Find each line with the word "styles" and state how many there are, nothing more.

===============

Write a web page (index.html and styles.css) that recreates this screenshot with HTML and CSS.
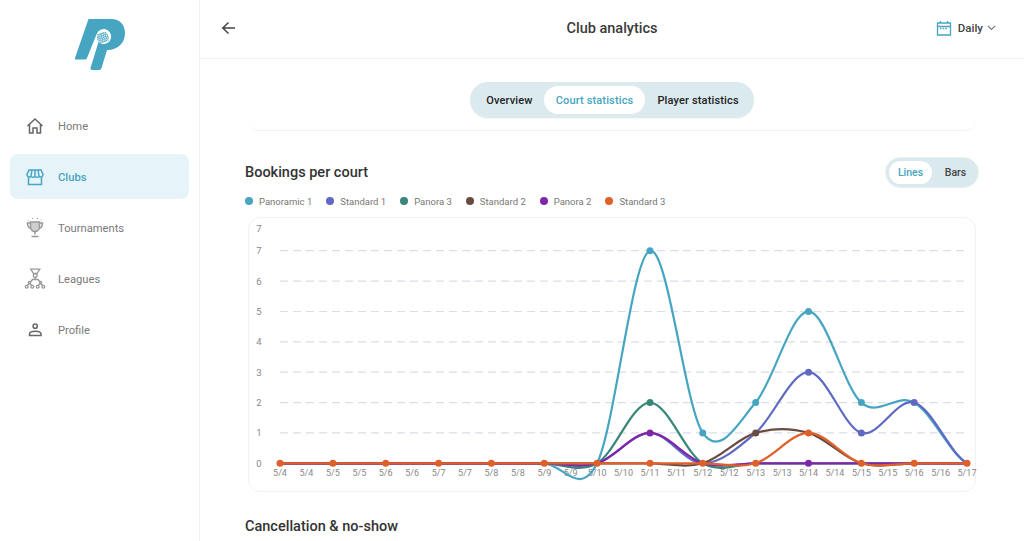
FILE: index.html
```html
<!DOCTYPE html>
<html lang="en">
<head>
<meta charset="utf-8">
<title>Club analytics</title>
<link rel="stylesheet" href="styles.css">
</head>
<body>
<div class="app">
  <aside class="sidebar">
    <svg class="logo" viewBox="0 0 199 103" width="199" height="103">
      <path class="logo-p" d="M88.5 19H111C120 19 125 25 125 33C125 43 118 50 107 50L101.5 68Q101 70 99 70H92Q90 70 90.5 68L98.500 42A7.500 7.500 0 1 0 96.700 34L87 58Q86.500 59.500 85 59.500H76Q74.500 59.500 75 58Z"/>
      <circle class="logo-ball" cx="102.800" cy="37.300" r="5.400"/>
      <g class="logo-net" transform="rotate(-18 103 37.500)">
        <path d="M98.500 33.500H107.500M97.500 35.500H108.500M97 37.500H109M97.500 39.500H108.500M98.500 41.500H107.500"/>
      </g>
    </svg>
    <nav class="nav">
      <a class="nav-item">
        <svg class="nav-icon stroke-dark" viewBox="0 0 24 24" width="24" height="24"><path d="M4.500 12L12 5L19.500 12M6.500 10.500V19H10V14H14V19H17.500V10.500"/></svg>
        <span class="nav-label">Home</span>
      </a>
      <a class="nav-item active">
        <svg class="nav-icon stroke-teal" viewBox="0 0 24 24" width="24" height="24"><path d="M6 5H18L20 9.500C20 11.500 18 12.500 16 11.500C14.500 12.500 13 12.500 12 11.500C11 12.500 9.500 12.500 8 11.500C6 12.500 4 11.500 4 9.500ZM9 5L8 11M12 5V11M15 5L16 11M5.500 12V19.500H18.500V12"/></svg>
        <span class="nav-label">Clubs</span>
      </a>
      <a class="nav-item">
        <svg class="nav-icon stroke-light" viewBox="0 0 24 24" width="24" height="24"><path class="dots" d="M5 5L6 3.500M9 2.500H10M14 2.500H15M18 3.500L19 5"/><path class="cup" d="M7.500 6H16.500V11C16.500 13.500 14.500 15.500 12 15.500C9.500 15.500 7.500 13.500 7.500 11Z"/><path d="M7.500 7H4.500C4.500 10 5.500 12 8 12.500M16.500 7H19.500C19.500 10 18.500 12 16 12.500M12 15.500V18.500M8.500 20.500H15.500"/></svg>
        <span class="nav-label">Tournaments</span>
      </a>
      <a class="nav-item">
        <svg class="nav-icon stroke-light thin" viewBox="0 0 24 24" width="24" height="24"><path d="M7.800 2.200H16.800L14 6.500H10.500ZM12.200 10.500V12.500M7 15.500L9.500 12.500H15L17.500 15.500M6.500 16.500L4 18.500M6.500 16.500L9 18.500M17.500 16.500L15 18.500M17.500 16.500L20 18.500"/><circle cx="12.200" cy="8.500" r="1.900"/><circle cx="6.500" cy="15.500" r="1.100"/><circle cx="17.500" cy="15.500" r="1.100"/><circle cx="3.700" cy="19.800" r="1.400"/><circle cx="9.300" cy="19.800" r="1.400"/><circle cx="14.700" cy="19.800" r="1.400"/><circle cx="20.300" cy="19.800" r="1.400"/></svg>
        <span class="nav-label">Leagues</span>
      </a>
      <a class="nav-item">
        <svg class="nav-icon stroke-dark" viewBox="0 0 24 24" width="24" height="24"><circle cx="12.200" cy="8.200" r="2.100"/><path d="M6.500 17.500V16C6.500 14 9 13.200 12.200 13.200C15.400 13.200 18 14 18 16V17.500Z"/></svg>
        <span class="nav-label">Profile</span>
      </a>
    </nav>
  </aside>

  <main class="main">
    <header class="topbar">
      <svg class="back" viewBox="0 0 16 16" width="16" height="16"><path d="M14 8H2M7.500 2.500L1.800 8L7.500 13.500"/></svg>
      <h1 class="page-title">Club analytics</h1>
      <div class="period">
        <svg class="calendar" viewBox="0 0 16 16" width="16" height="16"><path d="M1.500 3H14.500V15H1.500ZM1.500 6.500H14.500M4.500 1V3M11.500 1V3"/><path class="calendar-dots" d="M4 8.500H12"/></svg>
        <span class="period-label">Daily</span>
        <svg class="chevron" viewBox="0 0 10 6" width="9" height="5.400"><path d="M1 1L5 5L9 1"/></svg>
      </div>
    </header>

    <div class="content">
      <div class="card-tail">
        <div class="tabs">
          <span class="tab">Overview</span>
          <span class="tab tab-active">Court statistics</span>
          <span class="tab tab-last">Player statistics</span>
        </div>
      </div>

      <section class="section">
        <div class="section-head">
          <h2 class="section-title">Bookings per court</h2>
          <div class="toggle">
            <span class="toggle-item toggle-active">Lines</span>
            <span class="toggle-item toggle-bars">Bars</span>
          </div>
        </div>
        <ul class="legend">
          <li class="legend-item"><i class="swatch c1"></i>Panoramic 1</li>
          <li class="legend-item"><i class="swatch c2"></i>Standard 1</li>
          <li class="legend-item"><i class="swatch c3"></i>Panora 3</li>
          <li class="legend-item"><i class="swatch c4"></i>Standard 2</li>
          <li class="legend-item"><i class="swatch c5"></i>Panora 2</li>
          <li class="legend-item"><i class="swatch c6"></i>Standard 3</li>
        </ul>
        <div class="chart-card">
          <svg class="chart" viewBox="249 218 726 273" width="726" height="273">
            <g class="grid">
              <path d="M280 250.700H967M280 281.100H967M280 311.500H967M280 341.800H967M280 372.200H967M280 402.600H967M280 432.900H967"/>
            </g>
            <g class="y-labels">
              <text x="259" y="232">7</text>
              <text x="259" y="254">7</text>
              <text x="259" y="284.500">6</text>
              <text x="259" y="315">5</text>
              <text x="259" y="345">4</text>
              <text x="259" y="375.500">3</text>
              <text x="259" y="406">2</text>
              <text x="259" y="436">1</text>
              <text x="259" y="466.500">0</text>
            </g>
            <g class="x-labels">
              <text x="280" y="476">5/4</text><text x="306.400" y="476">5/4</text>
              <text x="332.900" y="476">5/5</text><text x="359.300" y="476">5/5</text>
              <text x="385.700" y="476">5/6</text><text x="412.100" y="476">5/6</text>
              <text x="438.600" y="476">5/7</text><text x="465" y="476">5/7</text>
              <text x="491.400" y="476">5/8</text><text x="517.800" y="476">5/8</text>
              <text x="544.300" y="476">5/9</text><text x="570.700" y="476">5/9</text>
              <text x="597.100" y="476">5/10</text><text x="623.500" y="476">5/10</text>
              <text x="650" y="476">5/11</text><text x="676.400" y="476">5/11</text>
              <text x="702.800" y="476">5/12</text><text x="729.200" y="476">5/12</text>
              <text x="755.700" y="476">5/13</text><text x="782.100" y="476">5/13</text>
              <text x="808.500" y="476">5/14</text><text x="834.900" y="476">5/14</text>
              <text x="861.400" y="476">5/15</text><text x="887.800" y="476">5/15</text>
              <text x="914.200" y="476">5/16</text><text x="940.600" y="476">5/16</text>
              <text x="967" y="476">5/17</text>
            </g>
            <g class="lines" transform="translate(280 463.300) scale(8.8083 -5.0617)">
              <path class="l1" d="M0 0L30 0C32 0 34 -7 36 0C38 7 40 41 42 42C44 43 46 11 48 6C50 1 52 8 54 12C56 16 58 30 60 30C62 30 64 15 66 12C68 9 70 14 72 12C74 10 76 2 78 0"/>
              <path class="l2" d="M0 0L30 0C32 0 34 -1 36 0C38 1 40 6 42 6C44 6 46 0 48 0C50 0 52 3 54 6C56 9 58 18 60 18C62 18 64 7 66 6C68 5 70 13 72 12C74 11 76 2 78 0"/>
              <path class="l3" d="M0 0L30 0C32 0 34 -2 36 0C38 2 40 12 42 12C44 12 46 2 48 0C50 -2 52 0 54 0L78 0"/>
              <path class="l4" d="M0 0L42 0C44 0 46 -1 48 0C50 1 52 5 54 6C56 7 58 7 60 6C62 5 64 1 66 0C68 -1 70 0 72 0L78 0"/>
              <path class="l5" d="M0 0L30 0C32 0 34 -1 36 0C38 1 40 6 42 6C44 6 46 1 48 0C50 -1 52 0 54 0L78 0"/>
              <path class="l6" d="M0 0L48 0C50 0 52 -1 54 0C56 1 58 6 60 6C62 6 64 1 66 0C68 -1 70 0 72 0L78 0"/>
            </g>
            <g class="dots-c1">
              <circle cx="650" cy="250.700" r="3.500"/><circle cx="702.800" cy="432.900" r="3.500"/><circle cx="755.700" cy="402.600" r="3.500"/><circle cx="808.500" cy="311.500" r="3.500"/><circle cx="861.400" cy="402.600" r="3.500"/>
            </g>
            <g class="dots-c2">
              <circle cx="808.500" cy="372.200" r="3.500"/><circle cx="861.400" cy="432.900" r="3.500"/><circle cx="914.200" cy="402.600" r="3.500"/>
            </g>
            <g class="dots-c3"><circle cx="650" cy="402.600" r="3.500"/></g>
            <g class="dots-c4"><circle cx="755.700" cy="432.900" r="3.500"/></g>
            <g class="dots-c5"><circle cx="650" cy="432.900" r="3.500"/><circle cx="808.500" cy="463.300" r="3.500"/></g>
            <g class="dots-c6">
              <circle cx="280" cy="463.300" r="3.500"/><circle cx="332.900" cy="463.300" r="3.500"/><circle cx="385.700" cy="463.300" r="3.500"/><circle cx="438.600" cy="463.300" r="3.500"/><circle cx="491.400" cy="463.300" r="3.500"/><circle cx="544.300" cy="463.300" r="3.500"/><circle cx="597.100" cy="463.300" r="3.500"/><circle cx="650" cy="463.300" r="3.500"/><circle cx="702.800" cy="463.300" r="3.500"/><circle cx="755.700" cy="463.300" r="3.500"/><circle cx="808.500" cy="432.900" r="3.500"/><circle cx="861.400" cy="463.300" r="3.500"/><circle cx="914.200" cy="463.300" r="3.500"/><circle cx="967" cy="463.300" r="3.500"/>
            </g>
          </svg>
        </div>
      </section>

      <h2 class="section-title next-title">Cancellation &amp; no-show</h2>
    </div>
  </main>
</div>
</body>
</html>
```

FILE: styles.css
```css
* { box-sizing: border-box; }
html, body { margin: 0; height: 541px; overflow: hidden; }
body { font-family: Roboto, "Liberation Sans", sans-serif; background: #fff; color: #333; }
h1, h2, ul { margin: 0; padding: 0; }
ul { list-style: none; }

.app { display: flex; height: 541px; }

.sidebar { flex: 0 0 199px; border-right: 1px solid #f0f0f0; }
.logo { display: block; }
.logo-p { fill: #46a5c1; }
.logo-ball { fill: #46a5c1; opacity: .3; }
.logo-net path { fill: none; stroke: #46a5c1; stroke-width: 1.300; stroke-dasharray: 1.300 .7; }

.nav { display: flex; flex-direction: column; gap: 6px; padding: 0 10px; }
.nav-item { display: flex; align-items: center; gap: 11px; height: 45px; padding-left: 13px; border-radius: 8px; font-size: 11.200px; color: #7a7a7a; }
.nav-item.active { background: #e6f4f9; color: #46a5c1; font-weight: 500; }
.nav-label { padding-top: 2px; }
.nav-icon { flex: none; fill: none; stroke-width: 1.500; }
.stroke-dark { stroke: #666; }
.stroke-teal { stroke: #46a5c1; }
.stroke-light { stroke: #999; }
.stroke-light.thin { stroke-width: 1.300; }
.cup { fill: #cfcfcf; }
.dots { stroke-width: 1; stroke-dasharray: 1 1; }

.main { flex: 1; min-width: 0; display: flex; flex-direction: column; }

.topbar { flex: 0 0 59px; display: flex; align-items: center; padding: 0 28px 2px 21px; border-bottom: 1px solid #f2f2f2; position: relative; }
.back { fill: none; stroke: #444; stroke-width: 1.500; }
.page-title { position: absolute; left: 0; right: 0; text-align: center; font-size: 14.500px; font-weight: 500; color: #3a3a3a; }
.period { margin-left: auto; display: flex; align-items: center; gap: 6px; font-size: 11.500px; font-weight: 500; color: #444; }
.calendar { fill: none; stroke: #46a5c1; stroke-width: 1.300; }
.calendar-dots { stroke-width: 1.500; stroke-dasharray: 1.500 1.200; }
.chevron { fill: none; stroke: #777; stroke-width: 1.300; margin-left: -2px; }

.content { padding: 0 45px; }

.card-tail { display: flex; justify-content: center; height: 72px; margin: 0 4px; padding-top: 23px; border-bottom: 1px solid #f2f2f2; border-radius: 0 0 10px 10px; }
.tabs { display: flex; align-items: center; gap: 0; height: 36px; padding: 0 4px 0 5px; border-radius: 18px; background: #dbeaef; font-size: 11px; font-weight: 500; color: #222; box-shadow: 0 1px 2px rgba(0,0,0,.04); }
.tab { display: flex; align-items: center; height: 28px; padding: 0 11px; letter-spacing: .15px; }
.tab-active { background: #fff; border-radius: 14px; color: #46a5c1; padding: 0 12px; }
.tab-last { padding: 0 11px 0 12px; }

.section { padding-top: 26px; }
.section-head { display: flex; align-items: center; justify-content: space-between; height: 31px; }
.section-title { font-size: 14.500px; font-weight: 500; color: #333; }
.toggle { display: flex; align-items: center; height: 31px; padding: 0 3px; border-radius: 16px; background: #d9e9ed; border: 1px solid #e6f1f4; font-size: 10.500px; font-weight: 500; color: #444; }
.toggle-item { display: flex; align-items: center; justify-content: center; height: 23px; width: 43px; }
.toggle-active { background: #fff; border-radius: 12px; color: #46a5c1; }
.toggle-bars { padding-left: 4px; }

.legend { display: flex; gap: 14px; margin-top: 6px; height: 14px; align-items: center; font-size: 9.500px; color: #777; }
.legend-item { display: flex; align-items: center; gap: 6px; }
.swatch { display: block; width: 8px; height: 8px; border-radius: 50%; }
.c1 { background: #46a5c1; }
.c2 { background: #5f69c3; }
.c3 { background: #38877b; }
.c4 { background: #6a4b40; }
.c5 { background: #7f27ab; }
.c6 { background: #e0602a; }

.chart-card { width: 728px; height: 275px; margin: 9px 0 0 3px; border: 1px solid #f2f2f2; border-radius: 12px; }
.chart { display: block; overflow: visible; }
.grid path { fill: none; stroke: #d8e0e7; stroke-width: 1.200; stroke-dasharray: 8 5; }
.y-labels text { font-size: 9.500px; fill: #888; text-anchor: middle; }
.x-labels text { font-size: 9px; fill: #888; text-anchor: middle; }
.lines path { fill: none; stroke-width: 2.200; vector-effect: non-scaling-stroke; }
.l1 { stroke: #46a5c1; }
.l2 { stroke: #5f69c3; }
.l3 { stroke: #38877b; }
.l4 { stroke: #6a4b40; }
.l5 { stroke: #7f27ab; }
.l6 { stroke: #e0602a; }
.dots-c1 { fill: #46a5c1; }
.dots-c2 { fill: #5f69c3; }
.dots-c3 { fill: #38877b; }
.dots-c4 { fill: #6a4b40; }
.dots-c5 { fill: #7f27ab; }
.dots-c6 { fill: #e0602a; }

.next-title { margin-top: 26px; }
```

===============

* **Task response**:
3